Using the entries that follow, state how many lines contain the word "components". The response is that number and nothing more.

**INFORMATION PROVIDED**:
__________

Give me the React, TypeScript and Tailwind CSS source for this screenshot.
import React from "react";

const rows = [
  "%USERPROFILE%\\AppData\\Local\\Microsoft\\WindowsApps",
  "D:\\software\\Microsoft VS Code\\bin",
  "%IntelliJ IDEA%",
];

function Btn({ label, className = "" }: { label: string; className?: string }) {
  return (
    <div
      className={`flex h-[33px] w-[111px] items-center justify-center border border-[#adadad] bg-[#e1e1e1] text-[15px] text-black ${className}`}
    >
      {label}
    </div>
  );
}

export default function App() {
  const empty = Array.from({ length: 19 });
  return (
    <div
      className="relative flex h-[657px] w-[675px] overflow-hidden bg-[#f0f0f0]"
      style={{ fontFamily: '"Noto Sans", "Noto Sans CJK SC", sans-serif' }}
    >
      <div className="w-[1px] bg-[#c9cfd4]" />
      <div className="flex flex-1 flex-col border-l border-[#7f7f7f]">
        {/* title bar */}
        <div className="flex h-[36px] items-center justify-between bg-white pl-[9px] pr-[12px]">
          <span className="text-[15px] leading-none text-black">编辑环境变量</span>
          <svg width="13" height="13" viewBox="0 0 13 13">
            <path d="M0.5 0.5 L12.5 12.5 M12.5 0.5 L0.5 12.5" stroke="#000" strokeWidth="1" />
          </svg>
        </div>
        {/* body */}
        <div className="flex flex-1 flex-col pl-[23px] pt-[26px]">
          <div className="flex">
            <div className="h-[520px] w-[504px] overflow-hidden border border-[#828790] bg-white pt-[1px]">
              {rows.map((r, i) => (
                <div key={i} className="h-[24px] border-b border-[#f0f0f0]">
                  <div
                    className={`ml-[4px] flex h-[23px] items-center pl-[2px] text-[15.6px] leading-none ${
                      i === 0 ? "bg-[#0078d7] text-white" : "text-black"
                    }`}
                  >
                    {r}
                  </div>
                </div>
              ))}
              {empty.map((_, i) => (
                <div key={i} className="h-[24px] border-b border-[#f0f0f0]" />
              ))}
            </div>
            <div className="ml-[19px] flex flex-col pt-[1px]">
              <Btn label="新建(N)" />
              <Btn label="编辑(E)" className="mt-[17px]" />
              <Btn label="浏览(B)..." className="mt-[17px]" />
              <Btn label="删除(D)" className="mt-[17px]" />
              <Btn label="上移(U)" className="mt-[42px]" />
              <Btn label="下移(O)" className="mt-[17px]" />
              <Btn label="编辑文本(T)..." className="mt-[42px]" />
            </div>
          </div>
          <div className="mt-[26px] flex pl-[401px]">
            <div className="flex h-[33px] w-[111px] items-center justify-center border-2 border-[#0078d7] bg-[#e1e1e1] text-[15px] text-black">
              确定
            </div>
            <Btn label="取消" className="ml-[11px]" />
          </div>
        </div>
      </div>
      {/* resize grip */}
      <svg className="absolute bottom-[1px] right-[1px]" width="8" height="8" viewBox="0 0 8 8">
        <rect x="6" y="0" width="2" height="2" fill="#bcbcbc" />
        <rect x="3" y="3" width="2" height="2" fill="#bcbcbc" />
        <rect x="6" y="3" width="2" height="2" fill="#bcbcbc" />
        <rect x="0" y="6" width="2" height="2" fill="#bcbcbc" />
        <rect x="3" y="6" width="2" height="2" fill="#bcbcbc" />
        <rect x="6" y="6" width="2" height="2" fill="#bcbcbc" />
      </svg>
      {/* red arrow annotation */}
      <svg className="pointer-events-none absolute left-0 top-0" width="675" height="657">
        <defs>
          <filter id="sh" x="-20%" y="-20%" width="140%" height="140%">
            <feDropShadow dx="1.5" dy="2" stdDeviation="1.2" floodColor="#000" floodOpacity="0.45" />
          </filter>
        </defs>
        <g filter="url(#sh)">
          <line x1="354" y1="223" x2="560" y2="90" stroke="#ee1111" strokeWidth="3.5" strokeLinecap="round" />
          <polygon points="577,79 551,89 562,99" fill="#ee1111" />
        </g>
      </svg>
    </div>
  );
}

__________

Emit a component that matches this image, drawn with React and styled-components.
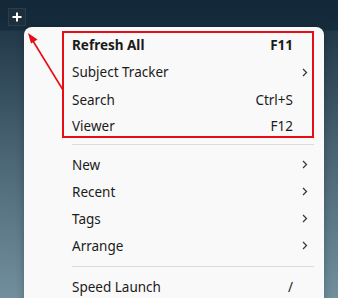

__________

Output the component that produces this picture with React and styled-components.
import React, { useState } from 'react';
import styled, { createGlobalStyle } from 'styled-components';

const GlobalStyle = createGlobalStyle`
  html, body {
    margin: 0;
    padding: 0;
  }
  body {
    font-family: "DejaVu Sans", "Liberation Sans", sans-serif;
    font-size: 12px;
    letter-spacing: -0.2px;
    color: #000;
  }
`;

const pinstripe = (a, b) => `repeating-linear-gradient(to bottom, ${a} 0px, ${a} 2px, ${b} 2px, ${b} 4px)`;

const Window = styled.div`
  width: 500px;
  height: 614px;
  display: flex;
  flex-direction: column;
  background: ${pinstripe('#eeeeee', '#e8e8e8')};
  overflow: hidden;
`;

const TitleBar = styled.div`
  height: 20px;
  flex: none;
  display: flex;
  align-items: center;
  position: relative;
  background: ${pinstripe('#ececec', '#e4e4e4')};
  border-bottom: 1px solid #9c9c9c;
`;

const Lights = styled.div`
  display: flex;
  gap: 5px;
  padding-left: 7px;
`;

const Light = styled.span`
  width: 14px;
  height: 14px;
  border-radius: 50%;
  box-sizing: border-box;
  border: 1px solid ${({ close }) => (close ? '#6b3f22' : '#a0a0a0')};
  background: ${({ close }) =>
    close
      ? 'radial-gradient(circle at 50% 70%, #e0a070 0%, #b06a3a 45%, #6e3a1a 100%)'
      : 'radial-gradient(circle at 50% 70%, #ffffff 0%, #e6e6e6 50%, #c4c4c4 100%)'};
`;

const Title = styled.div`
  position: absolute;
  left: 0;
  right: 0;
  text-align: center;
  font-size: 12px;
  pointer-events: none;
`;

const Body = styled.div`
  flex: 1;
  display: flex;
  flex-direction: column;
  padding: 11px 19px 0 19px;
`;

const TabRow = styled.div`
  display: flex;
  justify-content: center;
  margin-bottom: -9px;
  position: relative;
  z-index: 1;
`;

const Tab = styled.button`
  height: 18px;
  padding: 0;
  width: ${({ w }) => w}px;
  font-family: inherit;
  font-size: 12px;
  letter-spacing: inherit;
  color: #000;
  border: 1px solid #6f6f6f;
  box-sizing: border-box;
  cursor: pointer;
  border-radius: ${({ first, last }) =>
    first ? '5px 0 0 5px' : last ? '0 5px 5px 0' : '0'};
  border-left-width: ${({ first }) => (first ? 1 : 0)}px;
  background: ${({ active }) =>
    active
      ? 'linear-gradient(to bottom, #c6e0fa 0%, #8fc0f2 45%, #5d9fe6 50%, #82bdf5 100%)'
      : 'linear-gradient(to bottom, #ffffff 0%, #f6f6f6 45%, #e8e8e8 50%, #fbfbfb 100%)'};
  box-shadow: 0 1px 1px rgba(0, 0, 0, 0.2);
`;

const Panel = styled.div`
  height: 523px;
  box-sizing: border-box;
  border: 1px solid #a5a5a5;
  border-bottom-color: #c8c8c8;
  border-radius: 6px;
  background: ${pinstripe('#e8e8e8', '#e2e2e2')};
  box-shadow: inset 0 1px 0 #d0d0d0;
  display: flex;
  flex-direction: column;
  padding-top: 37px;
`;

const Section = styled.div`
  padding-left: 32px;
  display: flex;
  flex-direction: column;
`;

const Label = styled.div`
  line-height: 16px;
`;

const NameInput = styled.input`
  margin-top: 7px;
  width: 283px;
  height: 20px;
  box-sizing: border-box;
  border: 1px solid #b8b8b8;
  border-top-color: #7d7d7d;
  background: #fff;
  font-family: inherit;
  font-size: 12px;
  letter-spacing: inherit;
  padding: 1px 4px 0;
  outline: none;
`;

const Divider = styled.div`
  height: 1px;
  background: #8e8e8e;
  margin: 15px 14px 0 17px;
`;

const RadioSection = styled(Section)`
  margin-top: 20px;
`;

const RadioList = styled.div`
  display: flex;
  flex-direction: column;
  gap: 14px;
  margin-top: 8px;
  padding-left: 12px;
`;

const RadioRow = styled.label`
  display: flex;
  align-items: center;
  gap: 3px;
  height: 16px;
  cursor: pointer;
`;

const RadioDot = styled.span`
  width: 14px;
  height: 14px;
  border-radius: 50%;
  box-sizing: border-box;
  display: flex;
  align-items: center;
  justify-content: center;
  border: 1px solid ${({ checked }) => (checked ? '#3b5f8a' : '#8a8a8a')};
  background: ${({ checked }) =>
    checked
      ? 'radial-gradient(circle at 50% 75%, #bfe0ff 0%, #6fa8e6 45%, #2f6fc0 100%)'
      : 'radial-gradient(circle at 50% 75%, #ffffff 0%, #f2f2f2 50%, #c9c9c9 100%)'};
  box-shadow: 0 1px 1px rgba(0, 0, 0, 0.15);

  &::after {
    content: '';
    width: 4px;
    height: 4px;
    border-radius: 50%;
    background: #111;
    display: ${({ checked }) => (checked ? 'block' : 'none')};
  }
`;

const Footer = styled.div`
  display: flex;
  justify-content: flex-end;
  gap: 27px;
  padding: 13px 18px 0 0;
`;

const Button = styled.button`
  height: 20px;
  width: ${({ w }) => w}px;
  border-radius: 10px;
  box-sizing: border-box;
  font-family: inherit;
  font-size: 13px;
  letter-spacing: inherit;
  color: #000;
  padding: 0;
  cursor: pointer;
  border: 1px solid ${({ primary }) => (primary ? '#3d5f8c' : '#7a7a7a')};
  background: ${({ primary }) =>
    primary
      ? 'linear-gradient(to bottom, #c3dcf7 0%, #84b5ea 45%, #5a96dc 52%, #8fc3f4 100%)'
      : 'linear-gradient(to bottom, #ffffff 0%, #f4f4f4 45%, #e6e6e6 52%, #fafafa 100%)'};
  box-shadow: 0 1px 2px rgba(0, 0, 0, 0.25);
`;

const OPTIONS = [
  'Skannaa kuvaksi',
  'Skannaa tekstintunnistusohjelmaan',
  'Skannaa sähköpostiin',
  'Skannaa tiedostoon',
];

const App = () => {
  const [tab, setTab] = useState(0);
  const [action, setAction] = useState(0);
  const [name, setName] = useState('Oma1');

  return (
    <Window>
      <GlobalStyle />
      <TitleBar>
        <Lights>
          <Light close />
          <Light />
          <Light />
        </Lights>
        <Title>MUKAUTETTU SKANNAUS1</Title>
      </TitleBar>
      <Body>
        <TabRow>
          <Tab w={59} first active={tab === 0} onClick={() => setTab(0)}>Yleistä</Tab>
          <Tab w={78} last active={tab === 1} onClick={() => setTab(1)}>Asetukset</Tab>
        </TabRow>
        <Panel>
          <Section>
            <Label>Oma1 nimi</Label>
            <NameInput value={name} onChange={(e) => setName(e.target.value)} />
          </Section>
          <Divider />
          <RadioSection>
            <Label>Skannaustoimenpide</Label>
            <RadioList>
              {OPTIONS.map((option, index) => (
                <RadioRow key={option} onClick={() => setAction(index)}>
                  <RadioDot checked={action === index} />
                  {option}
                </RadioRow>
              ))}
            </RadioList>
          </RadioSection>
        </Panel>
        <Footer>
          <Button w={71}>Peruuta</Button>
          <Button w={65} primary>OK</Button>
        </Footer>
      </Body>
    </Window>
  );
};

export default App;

__________

**WRITTEN REPLY**:
3